Leonardo da Vinci's operas

Olivier Lexa looks at the polymath and his musical and stage skills.

Leonardo da Vinci, as a new Orpheus, playing the lira da braccio. Drawing by Marcantonio Raimondo, DR / Cleveland Museum of Art, Dudley P. Allen Fund 1930.579

Among the many facets of Leonardo da Vinci's genius, his musical and stage skills are all too often overlooked. This book, published by Editions du Cerf and written by Olivier Lexa, a great connoisseur of Italian music and the history of opera, ideally fills this gap. The universal polymath had not only invented several instruments and studied acoustics and the mechanism of the voice and its projection in depth, he was also renowned in his day as one of the best players of the lira da braccio, with which he improvised while singing. As an organizer of sumptuous shows, he imagined automata and machines that allowed the scenery to be transformed on sight, recreated the curtain and stage frame inspired by the theater of Antiquity, and conceived an innovative scenography corresponding to his dynamic vision where everything proceeds from movement, the principle of all life. Dramatic poems on secular subjects, with accompanied monody, chorus, orchestra, corporal expression, costumes, sets, machinery and lighting, Leonardo's four operatic works, including his last two, can be considered true operas, Danae and the Fabula di Orfeo, free themselves from the context of the representation of power.

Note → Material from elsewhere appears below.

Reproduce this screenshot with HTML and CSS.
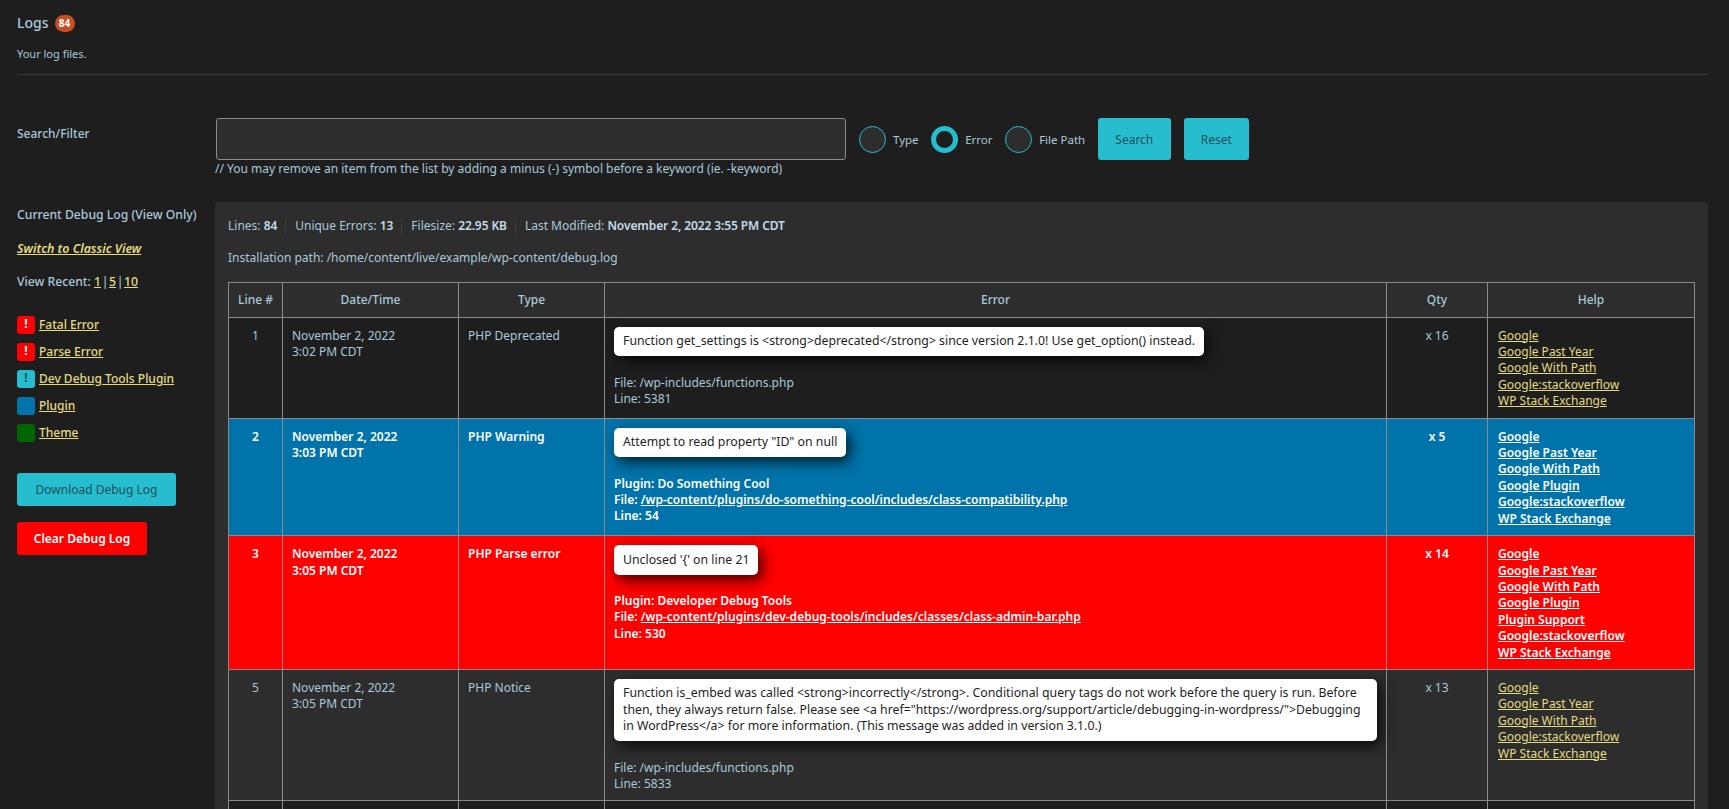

In spite of the sources provided by booklets, preparatory drawings and period testimonies, the absence of scores and the still too marked lack of interest in Quattrocento theatrical production have overshadowed this important milestone, retaining as proto-opera only the creations of the Camerata fiorentina, a century later. Abundantly documented, this book also addresses Leonardo's literary knowledge (far more extensive than a widespread misconception would have us believe) and philosophical foundations, as well as the stage innovations of his time, and includes sixty full-color illustrations and extensive appendices, including two libretti in extenso.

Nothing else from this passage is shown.